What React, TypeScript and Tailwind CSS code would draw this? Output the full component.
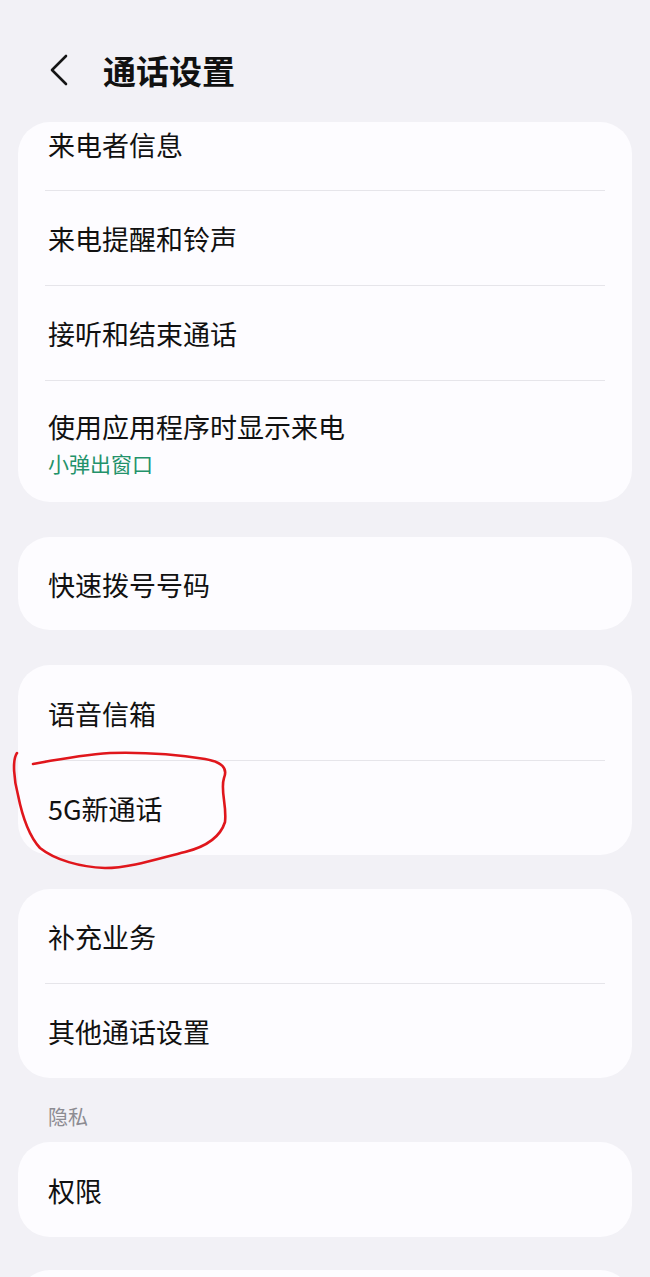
const font = "font-['Noto_Sans_CJK_SC','Noto_Sans',sans-serif]"

function Divider() {
  return <div className="mx-[27px] h-px bg-[#e6e5ea]" />
}

function Row({ label, h = 'h-[94px]' }: { label: string; h?: string }) {
  return (
    <div className={`flex ${h} items-center px-[30px] pt-[2px]`}>
      <span className="text-[27px] leading-[34px] text-[#111111]">{label}</span>
    </div>
  )
}

function Card({ children }: { children: React.ReactNode }) {
  return <div className="mx-[18px] overflow-hidden rounded-[32px] bg-[#fdfcff]">{children}</div>
}

export default function App() {
  return (
    <div className={`relative h-[1277px] w-[650px] overflow-hidden bg-[#f2f1f6] ${font}`}>
      <div className="h-[122px] pt-[50px]">
        <div className="flex h-[40px] items-center">
          <svg viewBox="0 0 20 32" width="20" height="32" className="ml-[49px]" fill="none" stroke="#151515" strokeWidth="2.6" strokeLinecap="round" strokeLinejoin="round">
            <path d="M17 2 L3 16 L17 30" />
          </svg>
          <h1 className="ml-[34px] text-[33px] font-bold leading-[40px] text-[#111111]">通话设置</h1>
        </div>
      </div>

      <Card>
        <div className="h-[68px] px-[30px] pt-[6px]">
          <span className="text-[27px] leading-[34px] text-[#111111]">来电者信息</span>
        </div>
        <Divider />
        <Row label="来电提醒和铃声" />
        <Divider />
        <Row label="接听和结束通话" />
        <Divider />
        <div className="px-[30px] pb-[25px] pt-[29px]">
          <div className="text-[27px] leading-[34px] text-[#111111]">使用应用程序时显示来电</div>
          <div className="mt-[5px] text-[21px] leading-[28px] text-[#23926a]">小弹出窗口</div>
        </div>
      </Card>

      <div className="h-[35px]" />
      <Card>
        <Row label="快速拨号号码" h="h-[93px]" />
      </Card>

      <div className="h-[35px]" />
      <Card>
        <Row label="语音信箱" h="h-[95px]" />
        <Divider />
        <Row label="5G新通话" />
      </Card>

      <div className="h-[34px]" />
      <Card>
        <Row label="补充业务" />
        <Divider />
        <Row label="其他通话设置" />
      </Card>

      <div className="px-[48px] pb-[13px] pt-[27px] text-[20px] leading-[24px] text-[#8d8c92]">隐私</div>
      <Card>
        <Row label="权限" h="h-[95px]" />
      </Card>

      <div className="h-[33px]" />
      <Card>
        <div className="h-[95px]" />
      </Card>

      {/* hand-drawn annotation around 5G新通话 */}
      <svg className="absolute left-0 top-[740px]" width="240" height="140" viewBox="0 0 240 140" fill="none" stroke="#e0161c" strokeWidth="2.6" strokeLinecap="round" strokeLinejoin="round">
        <path d="M17 13 C12 20 14 40 18 55 C22 75 28 95 40 108 C55 120 80 127 105 128 C130 128 160 118 185 112 C205 107 220 98 225 82 C227 65 220 50 224 38 C228 28 222 22 205 19 C180 15 145 12 110 13 C80 15 55 20 33 24" />
      </svg>
    </div>
  )
}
--
■ **The task**:
Reproduce all of the material exactly, apart from the pictures.

■ **Written reply**:
What React, TypeScript and Tailwind CSS code would draw this? Output the full component.
const font = "font-['Noto_Sans_CJK_SC','Noto_Sans',sans-serif]"

function Divider() {
  return <div className="mx-[27px] h-px bg-[#e6e5ea]" />
}

function Row({ label, h = 'h-[94px]' }: { label: string; h?: string }) {
  return (
    <div className={`flex ${h} items-center px-[30px] pt-[2px]`}>
      <span className="text-[27px] leading-[34px] text-[#111111]">{label}</span>
    </div>
  )
}

function Card({ children }: { children: React.ReactNode }) {
  return <div className="mx-[18px] overflow-hidden rounded-[32px] bg-[#fdfcff]">{children}</div>
}

export default function App() {
  return (
    <div className={`relative h-[1277px] w-[650px] overflow-hidden bg-[#f2f1f6] ${font}`}>
      <div className="h-[122px] pt-[50px]">
        <div className="flex h-[40px] items-center">
          <svg viewBox="0 0 20 32" width="20" height="32" className="ml-[49px]" fill="none" stroke="#151515" strokeWidth="2.6" strokeLinecap="round" strokeLinejoin="round">
            <path d="M17 2 L3 16 L17 30" />
          </svg>
          <h1 className="ml-[34px] text-[33px] font-bold leading-[40px] text-[#111111]">通话设置</h1>
        </div>
      </div>

      <Card>
        <div className="h-[68px] px-[30px] pt-[6px]">
          <span className="text-[27px] leading-[34px] text-[#111111]">来电者信息</span>
        </div>
        <Divider />
        <Row label="来电提醒和铃声" />
        <Divider />
        <Row label="接听和结束通话" />
        <Divider />
        <div className="px-[30px] pb-[25px] pt-[29px]">
          <div className="text-[27px] leading-[34px] text-[#111111]">使用应用程序时显示来电</div>
          <div className="mt-[5px] text-[21px] leading-[28px] text-[#23926a]">小弹出窗口</div>
        </div>
      </Card>

      <div className="h-[35px]" />
      <Card>
        <Row label="快速拨号号码" h="h-[93px]" />
      </Card>

      <div className="h-[35px]" />
      <Card>
        <Row label="语音信箱" h="h-[95px]" />
        <Divider />
        <Row label="5G新通话" />
      </Card>

      <div className="h-[34px]" />
      <Card>
        <Row label="补充业务" />
        <Divider />
        <Row label="其他通话设置" />
      </Card>

      <div className="px-[48px] pb-[13px] pt-[27px] text-[20px] leading-[24px] text-[#8d8c92]">隐私</div>
      <Card>
        <Row label="权限" h="h-[95px]" />
      </Card>

      <div className="h-[33px]" />
      <Card>
        <div className="h-[95px]" />
      </Card>

      {/* hand-drawn annotation around 5G新通话 */}
      <svg className="absolute left-0 top-[740px]" width="240" height="140" viewBox="0 0 240 140" fill="none" stroke="#e0161c" strokeWidth="2.6" strokeLinecap="round" strokeLinejoin="round">
        <path d="M17 13 C12 20 14 40 18 55 C22 75 28 95 40 108 C55 120 80 127 105 128 C130 128 160 118 185 112 C205 107 220 98 225 82 C227 65 220 50 224 38 C228 28 222 22 205 19 C180 15 145 12 110 13 C80 15 55 20 33 24" />
      </svg>
    </div>
  )
}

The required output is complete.